THE TASK: Each line that contains the word "this" counts once; give the total for the records below and nothing else.

RAW DATA:

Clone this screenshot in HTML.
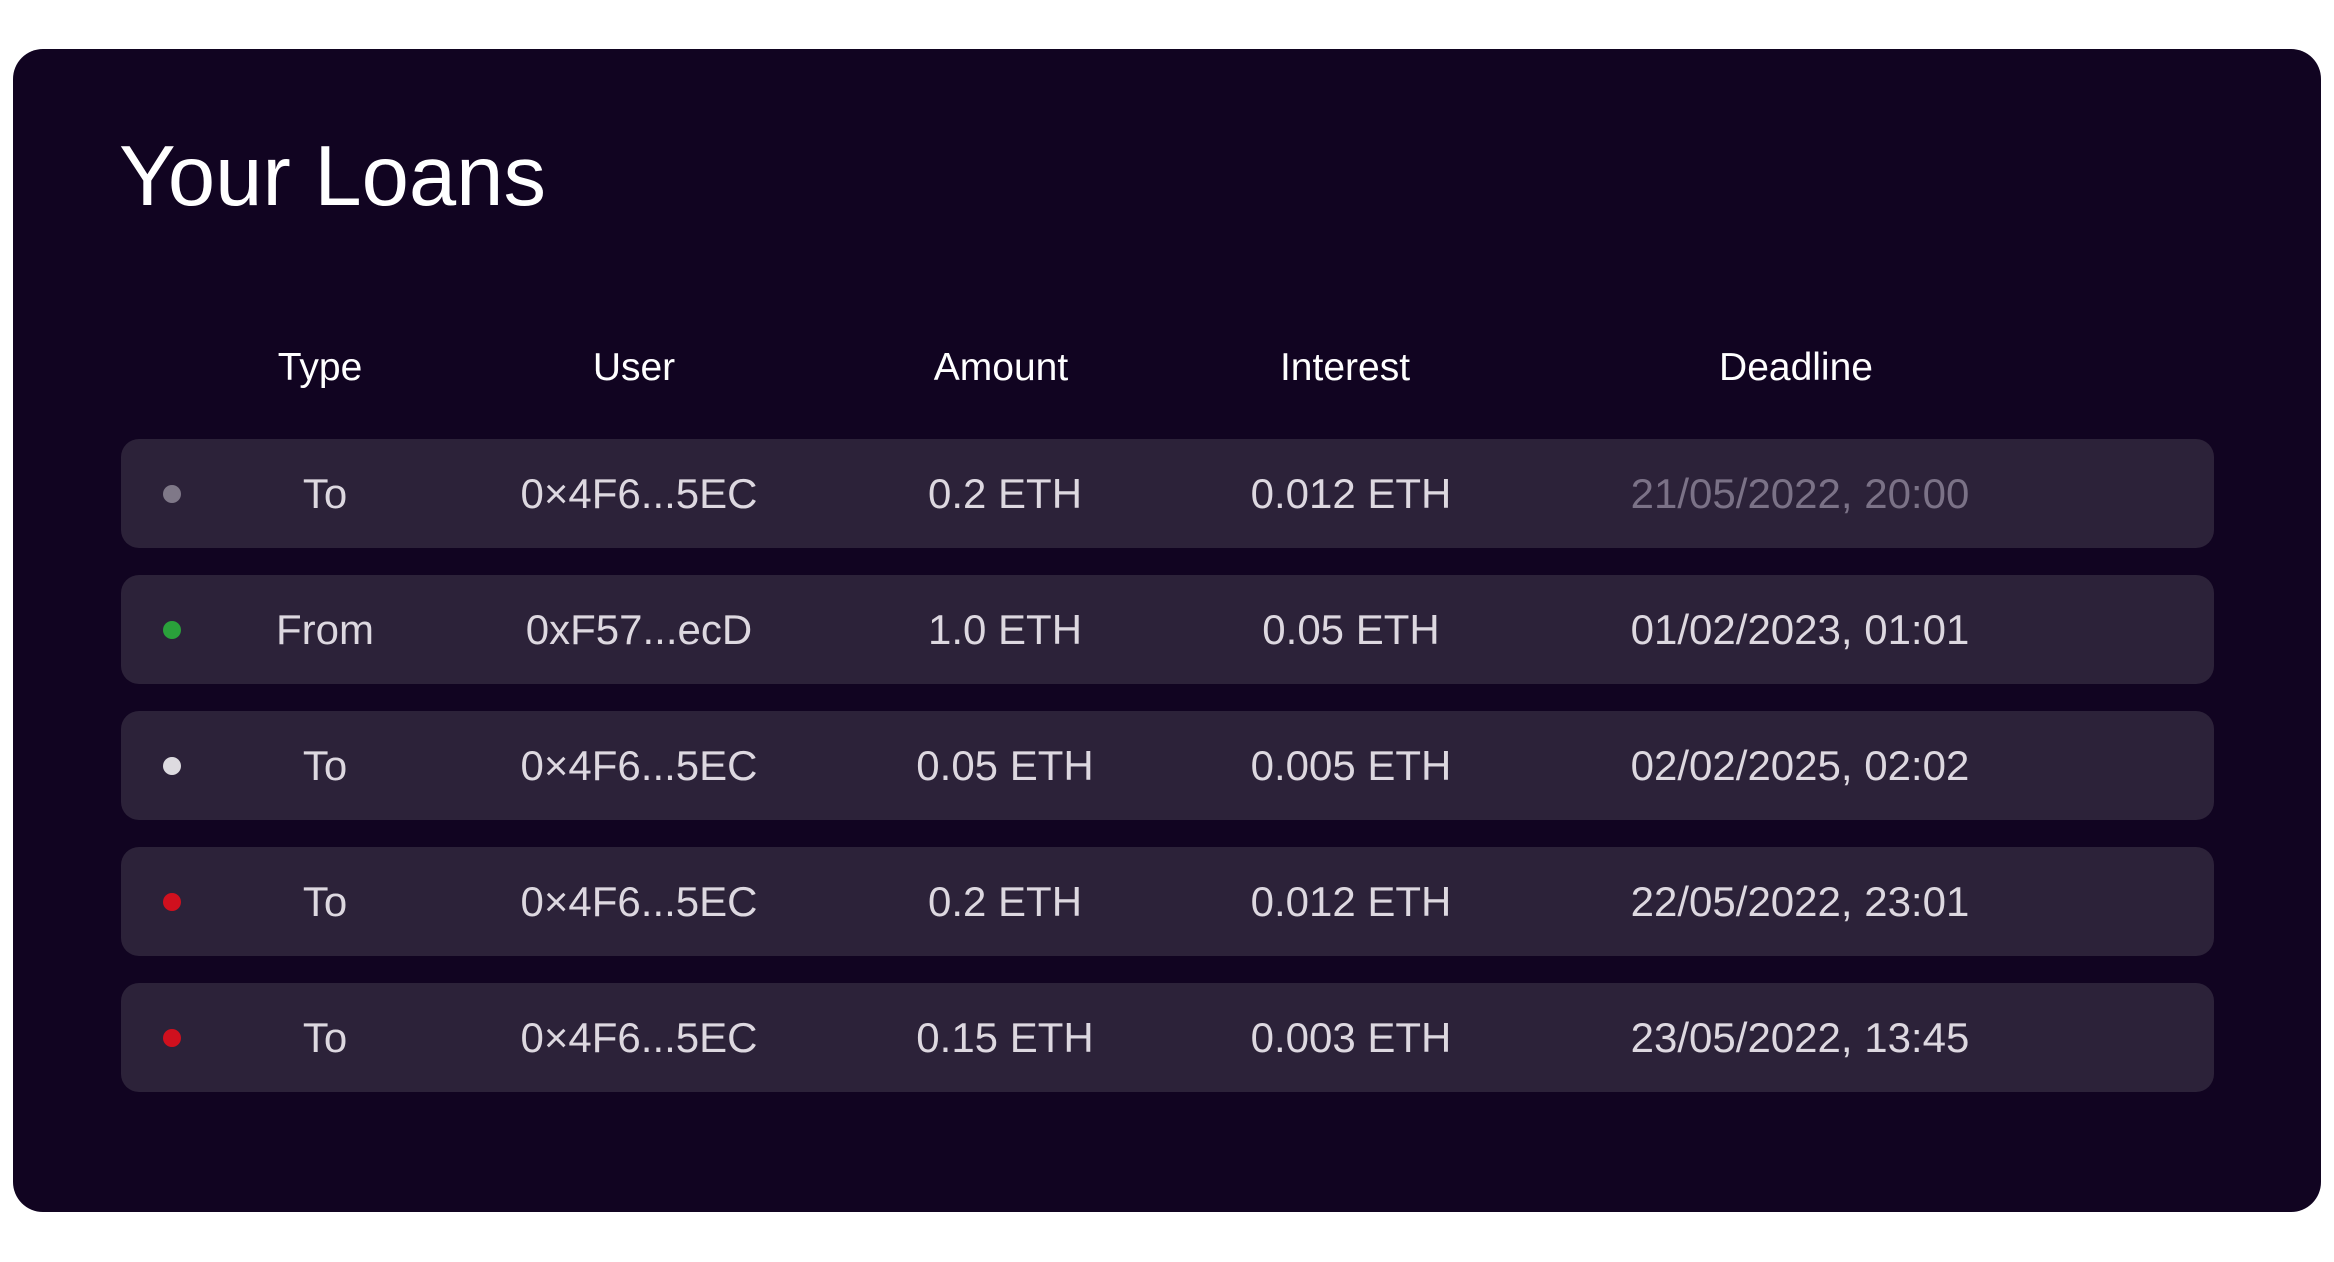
<!DOCTYPE html>
<html><head><meta charset="utf-8"><style>
html,body{margin:0;padding:0;background:#fff;width:2334px;height:1262px;overflow:hidden;font-family:"Liberation Sans",sans-serif}
.card{position:absolute;left:13px;top:49px;width:2308px;height:1163px;background:#110421;border-radius:30px}
.t{position:absolute;white-space:nowrap;transform:translateX(-50%);line-height:1}
h1{position:absolute;left:119px;top:134px;margin:0;font-weight:400;font-size:85px;color:#fff;line-height:1}
.h{color:#fff;font-size:39px;top:348px}
.row{position:absolute;left:121px;width:2093px;height:109px;background:#2c2239;border-radius:18px}
.row .t{top:34px;font-size:42px;color:#ddd8e0}
.dot{position:absolute;left:42px;top:46px;width:18px;height:18px;border-radius:50%}
</style></head><body>
<div class="card"></div>
<h1>Your Loans</h1>
<div class="t h" style="left:320px">Type</div>
<div class="t h" style="left:634px">User</div>
<div class="t h" style="left:1001px">Amount</div>
<div class="t h" style="left:1345px">Interest</div>
<div class="t h" style="left:1796px">Deadline</div>

<div class="row" style="top:439px"><div class="dot" style="background:#7f7888"></div>
<div class="t" style="left:204px">To</div><div class="t" style="left:518px">0×4F6...5EC</div><div class="t" style="left:884px">0.2 ETH</div><div class="t" style="left:1230px">0.012 ETH</div><div class="t" style="left:1679px;color:#7b7287">21/05/2022, 20:00</div></div>

<div class="row" style="top:575px"><div class="dot" style="background:#2aa13b"></div>
<div class="t" style="left:204px">From</div><div class="t" style="left:518px">0xF57...ecD</div><div class="t" style="left:884px">1.0 ETH</div><div class="t" style="left:1230px">0.05 ETH</div><div class="t" style="left:1679px">01/02/2023, 01:01</div></div>

<div class="row" style="top:711px"><div class="dot" style="background:#dddbe0"></div>
<div class="t" style="left:204px">To</div><div class="t" style="left:518px">0×4F6...5EC</div><div class="t" style="left:884px">0.05 ETH</div><div class="t" style="left:1230px">0.005 ETH</div><div class="t" style="left:1679px">02/02/2025, 02:02</div></div>

<div class="row" style="top:847px"><div class="dot" style="background:#d0101e"></div>
<div class="t" style="left:204px">To</div><div class="t" style="left:518px">0×4F6...5EC</div><div class="t" style="left:884px">0.2 ETH</div><div class="t" style="left:1230px">0.012 ETH</div><div class="t" style="left:1679px">22/05/2022, 23:01</div></div>

<div class="row" style="top:983px"><div class="dot" style="background:#d0101e"></div>
<div class="t" style="left:204px">To</div><div class="t" style="left:518px">0×4F6...5EC</div><div class="t" style="left:884px">0.15 ETH</div><div class="t" style="left:1230px">0.003 ETH</div><div class="t" style="left:1679px">23/05/2022, 13:45</div></div>
</body></html>
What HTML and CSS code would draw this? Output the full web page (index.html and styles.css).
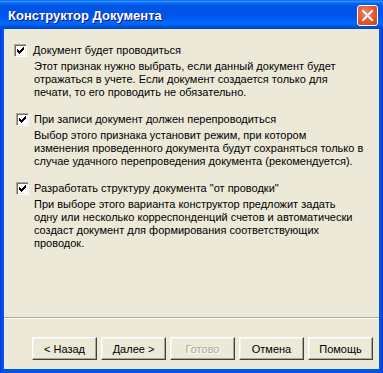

RESPONSE BELOW: 2